The company is also on the lookout for “new partnerships and acquisitions in Europe and beyond” in a bid to scale up its space services with launch and engine businesses, the Financial Times reported.
“We’re looking for anything we can do to acquire, to scale up to better serve our customers,” Bob Smith, chief executive, Blue Origin was quoted as saying.
“It’s not a function of size — rather how much it accelerates our road map of what we’re trying to get done,” he added.
The company is also looking at acquisitions and partnerships in areas from manufacturing to software and wants to expand services in new regions such as Europe.
While “no location had yet been chosen” for the new launch site…”I think there’s a great opportunity in Europe,” said Smith. “It’s far less clear to us how to actually sell space services in Europe than it is in the US.”
But Europe can open new avenues for Blue Origin as the continent is currently facing limited launch availability with the imminent retirement of the Ariane 5 rocket, and only two rockets remaining Ariane 6, which has yet to fly, and Vega-C.
Besides developing rockets and engines to take cargo and crew to space, Blue Origin is also leading a consortium to build a commercial space station.
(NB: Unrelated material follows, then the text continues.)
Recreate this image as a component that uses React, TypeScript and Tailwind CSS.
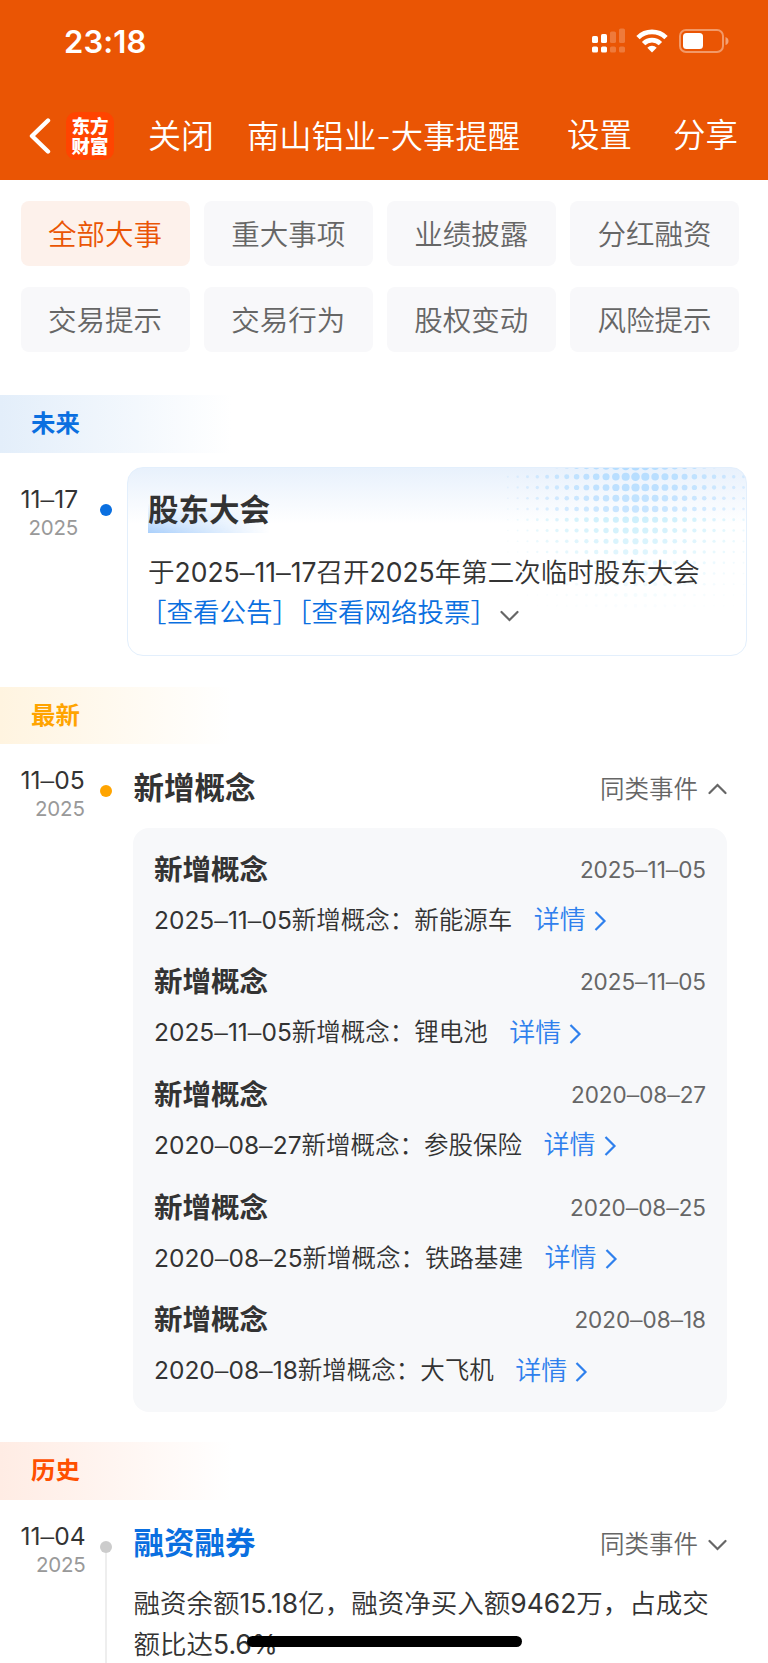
import { ReactNode } from "react";
import { clsx } from "clsx";

const FILTERS = [
    "全部大事",
    "重大事项",
    "业绩披露",
    "分红融资",
    "交易提示",
    "交易行为",
    "股权变动",
    "风险提示",
];

const CONCEPTS = [
    { date: "2025–11–05", name: "新能源车" },
    { date: "2025–11–05", name: "锂电池" },
    { date: "2020–08–27", name: "参股保险" },
    { date: "2020–08–25", name: "铁路基建" },
    { date: "2020–08–18", name: "大飞机" },
];

function StatusBar() {
    return (
        <div className="flex h-[82px] items-center justify-between pl-[64px] pr-[38px]">
            <span className="text-[31px] font-semibold leading-none tracking-[0.1px]">23:18</span>
            <div className="flex items-center">
                <svg width="34" height="26" viewBox="0 0 34 26" fill="#fff">
                    <rect x="0" y="8" width="6" height="7" rx="1.6" />
                    <rect x="9" y="6" width="6" height="9" rx="1.6" />
                    <rect x="18" y="3.500" width="6" height="11.500" rx="1.6" opacity="0.22" />
                    <rect x="27" y="0.500" width="6" height="14.500" rx="1.6" opacity="0.22" />
                    <rect x="0" y="18.500" width="6" height="6" rx="1.6" />
                    <rect x="9" y="18.500" width="6" height="6" rx="1.6" />
                    <rect x="18" y="18.500" width="6" height="6" rx="1.6" opacity="0.22" />
                    <rect x="27" y="18.500" width="6" height="6" rx="1.6" opacity="0.22" />
                </svg>
                <svg className="ml-[10px]" width="32" height="24" viewBox="0 0 32 24" fill="none" stroke="#fff" strokeWidth="4.8">
                    <path d="M2 8.600 A20 20 0 0 1 30 8.600" />
                    <path d="M7.600 14.600 A12 12 0 0 1 24.400 14.600" />
                    <path d="M16 23.500 L11.300 18.800 A6.600 6.600 0 0 1 20.700 18.800 Z" fill="#fff" stroke="none" />
                </svg>
                <svg className="ml-[11px]" width="51" height="24" viewBox="0 0 51 24">
                    <rect x="1" y="1" width="43" height="22" rx="6" fill="none" stroke="#fff" strokeOpacity="0.4" strokeWidth="2" />
                    <rect x="4" y="4" width="20" height="16" rx="3.500" fill="#fff" />
                    <path d="M46.500 8 Q49.500 9 49.500 12 Q49.500 15 46.500 16 Z" fill="#fff" fillOpacity="0.45" />
                </svg>
            </div>
        </div>
    );
}

function NavBar() {
    return (
        <div className="flex h-[98px] items-center pt-[10px] text-[33px] leading-none">
            <svg className="ml-[29px]" width="22" height="36" viewBox="0 0 22 36" fill="none" stroke="#fff" strokeWidth="4.400" strokeLinecap="round" strokeLinejoin="round">
                <path d="M19 2.500 L3 18 L19 33.500" />
            </svg>
            <div className="ml-[15px] flex size-[48px] flex-col items-center justify-center rounded-[10px] bg-[#ff4400] text-[18.500px] font-black leading-[20px]">
                <span>东方</span>
                <span>财富</span>
            </div>
            <span className="ml-[34px]">关闭</span>
            <span className="ml-[33px] mt-[2px] text-[32.300px]">南山铝业-大事提醒</span>
            <span className="ml-auto text-[32.500px]">设置</span>
            <span className="ml-[41px] mr-[30px] text-[32.500px]">分享</span>
        </div>
    );
}

function SectionLabel({ className, children }: { className: string; children: ReactNode }) {
    return (
        <div className={clsx("flex h-[57.500px] w-[232px] items-center bg-linear-to-r to-white pl-[31px] text-[24.400px] font-semibold", className)}>
            {children}
        </div>
    );
}

// Dates are set with a longer dash than the digit font has
function DateText({ value }: { value: string }) {
    return (
        <span className="font-normal">
            {value.split("–").map((part, i) => (
                <span key={i}>
                    {i > 0 && <span className="align-[0.04em] font-['Liberation_Sans'] leading-none">–</span>}
                    {part}
                </span>
            ))}
        </span>
    );
}

function DateTag({ day, dot }: { day: string; dot: string }) {
    return (
        <>
            <div className="-ml-[0.500px] w-max text-right">
                <div className="text-[24.600px] leading-[32px] text-[#333333]"><DateText value={day} /></div>
                <div className="pt-[1px] text-[20.500px] font-normal leading-[24px] tracking-[-0.2px] text-[#999999]">2025</div>
            </div>
            <div className={clsx("absolute left-[100px] size-[12px] rounded-full", dot)} />
        </>
    );
}

function Chevron({ up = false }: { up?: boolean }) {
    return (
        <svg width="19" height="12" viewBox="0 0 19 12" fill="none" stroke="#666" strokeWidth="2.200" strokeLinecap="round">
            <path d={up ? "M1.500 10 L9.500 2 L17.500 10" : "M1.500 2 L9.500 10 L17.500 2"} />
        </svg>
    );
}

function SimilarEvents({ up }: { up?: boolean }) {
    return (
        <div className="mt-[3px] flex items-center gap-[10px] text-[24.500px] text-[#666666]">
            同类事件
            <Chevron up={up} />
        </div>
    );
}

// Halftone pattern in the card corner, strongest near the top centre
function Halftone() {
    const dots = [];
    for (let row = 0; row < 14; row++) {
        for (let col = -13; col <= 12; col++) {
            const dist = Math.abs(col) / 13;
            const r = 4.500 * (1 - dist * 0.78) * (1 - row * 0.045);
            const opacity = (1 - dist * dist * 0.75) * (1 - row / 14);
            dots.push(
                <circle
                    key={`${row}_${col}`}
                    cx={138.500 + col * 9.820}
                    cy={row * 10.750 - 2}
                    r={Math.max(r, 0.6)}
                    fill={row < 5 ? "#b3dcff" : "#b4e8fa"}
                    opacity={opacity}
                />
            );
        }
    }
    return (
        <svg className="absolute right-0 top-0" width="249" height="150" viewBox="0 0 249 150">
            {dots}
        </svg>
    );
}

function MeetingCard() {
    return (
        <div className="relative h-[189px] w-[620px] overflow-hidden rounded-[16px] border border-[#e3effc] bg-linear-to-b from-[#e8f1fc] to-white to-30% pl-[20px] pt-[22px]">
            <Halftone />
            <div className="relative">
                <div className="relative h-[43px] w-max text-[30.500px] font-semibold leading-[39px] text-[#333333]">
                    <div className="absolute inset-x-0 bottom-0 h-[40px] bg-linear-to-t from-[#a9cffb] to-transparent to-75% mask-[linear-gradient(to_right,black,transparent)]" />
                    <span className="relative">股东大会</span>
                </div>
                <div className="mt-[19px] whitespace-nowrap text-[26.500px] leading-[41px] text-[#333333]">
                    <div className="h-[41px]">于<DateText value="2025–11–17" />召开<span className="font-normal">2025</span>年第二次临时股东大会</div>
                    <div className="-mt-[1px] flex items-center text-[#0a6fe0]">
                        <span className="-ml-[8px] -mr-[7px]">［查看公告］</span>
                        <span className="-mx-[7px]">［查看网络投票］</span>
                        <span className="ml-[10px] flex pt-[8px]"><Chevron /></span>
                    </div>
                </div>
            </div>
        </div>
    );
}

function ConceptItem({ date, name }: { date: string; name: string }) {
    return (
        <div className="h-[112.700px]">
            <div className="flex h-[50px] items-center justify-between">
                <span className="mt-[2px] text-[28.500px] font-semibold text-[#333333]">新增概念</span>
                <span className="mt-[1px] text-[22.500px] tracking-[-0.050px] text-[#666666]"><DateText value={date} /></span>
            </div>
            <div className="flex h-[52px] items-center whitespace-nowrap text-[24.500px] text-[#333333]">
                <span><DateText value={date} />新增概念：{name}</span>
                <span className="-mt-[1px] ml-[21.500px] text-[26px] text-[#2f80ed]">详情</span>
                <svg className="ml-[8px] mt-[2px]" width="13" height="20" viewBox="0 0 13 20" fill="none" stroke="#2f80ed" strokeWidth="2.200">
                    <path d="M1.500 1 L10.500 10 L1.500 19" />
                </svg>
            </div>
        </div>
    );
}

export default function App() {
    return (
        <div className="relative h-[1663px] w-[768px] overflow-hidden bg-white font-['Inter','Noto_Sans_CJK_SC',sans-serif] font-[350]">
            <header className="h-[180px] bg-[#ea5504] text-white">
                <StatusBar />
                <NavBar />
            </header>

            <div className="grid grid-cols-4 gap-x-[14px] gap-y-[21px] pl-[20.500px] pr-[29px] pt-[21px]">
                {FILTERS.map((label, i) => (
                    <div
                        key={label}
                        className={clsx(
                            "flex h-[65px] items-center justify-center rounded-[8px] pt-[3px] text-[28.500px]",
                            i === 0 ? "bg-[#fdf1eb] text-[#ea5504]" : "bg-[#f8f8fa] text-[#666666]"
                        )}
                    >
                        {label}
                    </div>
                ))}
            </div>

            <SectionLabel className="mt-[43px] from-[#e3eefa] text-[#0a6fe0]">未来</SectionLabel>
            <div className="relative mt-[14px] flex h-[189px] justify-between pl-[21px] pr-[21px]">
                <div className="pt-[16px]">
                    <DateTag day="11–17" dot="top-[37px] bg-[#0a6fe0]" />
                </div>
                <MeetingCard />
            </div>

            <SectionLabel className="mt-[31px] from-[#fff4e0] text-[#ffa400]">最新</SectionLabel>
            <div className="relative mt-[20px] flex h-[64px] justify-between pl-[21px] pr-[41px]">
                <DateTag day="11–05" dot="top-[21px] bg-[#ffa400]" />
                <div className="flex h-[47px] w-[593.500px] items-center justify-between">
                    <span className="text-[30.500px] font-semibold text-[#333333]">新增概念</span>
                    <SimilarEvents up />
                </div>
            </div>
            <div className="ml-[133px] h-[583.500px] w-[594px] rounded-[16px] bg-[#f7f8fa] px-[21px] pt-[16px]">
                {CONCEPTS.map((item, i) => (
                    <ConceptItem key={i} {...item} />
                ))}
            </div>

            <SectionLabel className="mt-[30.500px] from-[#ffece4] text-[#ff5000]">历史</SectionLabel>
            <div className="relative mt-[20px] flex h-[144px] justify-between pl-[21px] pr-[41px]">
                <div className="absolute left-[105px] top-[26px] h-[140px] w-[2px] bg-[#eeeeee]" />
                <DateTag day="11–04" dot="top-[21px] bg-[#cccccc]" />
                <div className="w-[593.500px]">
                    <div className="flex h-[47px] items-center justify-between">
                        <span className="text-[30.500px] font-semibold text-[#0a6fe0]">融资融券</span>
                        <SimilarEvents />
                    </div>
                    <div className="mt-[16px] whitespace-nowrap text-[26.500px] leading-[41px] text-[#333333]">
                        <div>
                            融资余额<span className="font-normal">15.18</span>亿，融资净买入额<span className="font-normal">9462</span>万，占成交
                        </div>
                        <div>额比达<span className="font-normal">5.6%</span></div>
                    </div>
                </div>
            </div>

            <div className="absolute left-[247px] top-[1636px] h-[10.500px] w-[274.500px] rounded-full bg-black" />
        </div>
    );
}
It was awarded a $3.4 billion NASA contract last month to build a lunar lander to take humans to the moon’s surface, the report said.
Blue Origin’s success has been with the New Shepard rocket which has aced 22 missions to suborbital space, including six crewed missions that carried 31 space tourists.
However, even after being the first company to successfully launch, land and reuse a rocket, it has been trailing against Rocket Lab and Elon Musk’s SpaceX, which developed reliable rockets capable of carrying satellites and other payload into orbit.
Both have successfully carried out several crewed and unmanned missions to the International Space Station.